Auch Janina Kugel, Vorstandsmitglied und Arbeitsdirektorin der Siemens AG, plädiert dafür, die Dinge in die Hand zu nehmen statt in einem Angstszenario zu verharren. Sie betont: „Wir brauchen mehr Experimentierfreudigkeit, mehr Eigeninitiative und eine neue Kultur des kontinuierlichen Lernens“. Sie sieht Unternehmen und Gesellschaft in der Verantwortung diejenigen mit Blick auf digitale Technologien kontinuierlich weiter zu bilden, die bereits im Berufsleben stehen.

« Wir brauchen mehr Experimentierfreudigkeit, mehr Eigeninitiative und eine neue Kultur des kontinuierlichen Lernens. «
Janina Kugel

Kugel beobachtet aber auch starke Kräfte, die an alten Hierarchiemustern und einem veraltetem Gesellschaftsverständnis festhalten.
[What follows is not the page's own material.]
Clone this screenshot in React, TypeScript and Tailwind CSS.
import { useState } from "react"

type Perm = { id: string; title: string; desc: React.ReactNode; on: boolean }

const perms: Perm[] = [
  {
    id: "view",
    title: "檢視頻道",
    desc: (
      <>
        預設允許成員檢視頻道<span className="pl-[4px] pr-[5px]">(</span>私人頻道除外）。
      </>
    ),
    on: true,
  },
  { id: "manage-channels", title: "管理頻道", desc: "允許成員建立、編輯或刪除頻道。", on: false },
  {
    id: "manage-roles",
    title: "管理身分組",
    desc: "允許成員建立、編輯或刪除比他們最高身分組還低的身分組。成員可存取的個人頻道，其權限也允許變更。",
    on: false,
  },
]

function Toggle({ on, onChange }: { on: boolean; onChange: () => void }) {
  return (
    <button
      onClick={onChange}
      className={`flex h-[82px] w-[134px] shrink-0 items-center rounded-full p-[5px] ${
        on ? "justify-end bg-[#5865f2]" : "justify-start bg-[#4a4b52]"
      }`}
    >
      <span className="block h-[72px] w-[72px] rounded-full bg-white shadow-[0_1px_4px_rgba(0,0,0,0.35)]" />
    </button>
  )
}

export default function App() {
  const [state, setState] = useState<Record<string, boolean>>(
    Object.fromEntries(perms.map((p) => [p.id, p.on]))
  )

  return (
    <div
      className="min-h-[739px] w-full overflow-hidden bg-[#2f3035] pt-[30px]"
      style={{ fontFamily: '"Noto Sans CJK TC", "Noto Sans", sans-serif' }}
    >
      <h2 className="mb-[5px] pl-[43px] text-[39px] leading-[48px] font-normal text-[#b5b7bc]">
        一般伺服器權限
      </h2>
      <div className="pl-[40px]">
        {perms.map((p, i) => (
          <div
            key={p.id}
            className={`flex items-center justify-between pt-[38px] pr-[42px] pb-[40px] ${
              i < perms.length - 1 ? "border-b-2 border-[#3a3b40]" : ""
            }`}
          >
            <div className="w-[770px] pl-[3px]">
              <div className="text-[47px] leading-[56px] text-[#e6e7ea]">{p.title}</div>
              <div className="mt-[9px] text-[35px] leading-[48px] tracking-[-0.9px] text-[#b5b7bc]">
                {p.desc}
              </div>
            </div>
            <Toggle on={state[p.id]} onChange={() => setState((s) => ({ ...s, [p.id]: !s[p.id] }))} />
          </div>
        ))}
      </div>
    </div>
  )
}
Dies blockiere den notwendigen Kulturwandel. Ohne neue Policies an den entscheidenden Machtpositionen werde er nicht gelingen.

„Wenn wir neue Technologien in die Welt bringen wollen, schaffen wir das nicht mit einem alten hierarchischen Führungsstil.“. Hiervon ist auch Miriam Wohlfarth, Gründerin und Geschäftsführerin des Fintech-Unternehmens RatePAY, überzeugt Stattdessen gehe es darum, sich mit den eigenen Mitarbeiterinnen und Mitarbeitern auseinanderzusetzen und auch die in Verantwortung zu bringen, die vielleicht viel jünger sind und anders denken.

« Wenn wir neue Technologien in die Welt bringen wollen, schaffen wir das nicht mit einem alten hierarchischen Führungsstil. «
Miriam Wohlfarth

Und sie verweist auf ein weiteres Fokusthema: eine andere Bildung für Kinder, Jugendliche und vor allem Mädchen, die zeigt, dass Technik auch Spaß machen kann. Denn Programmierer, das weiß Wohlfahrt aus ihrer eigenen Firma, sind die Handwerker der Zukunft. Ein klareres Bild von der Zukunft zeichnen: Das ist insgesamt ihr Appell.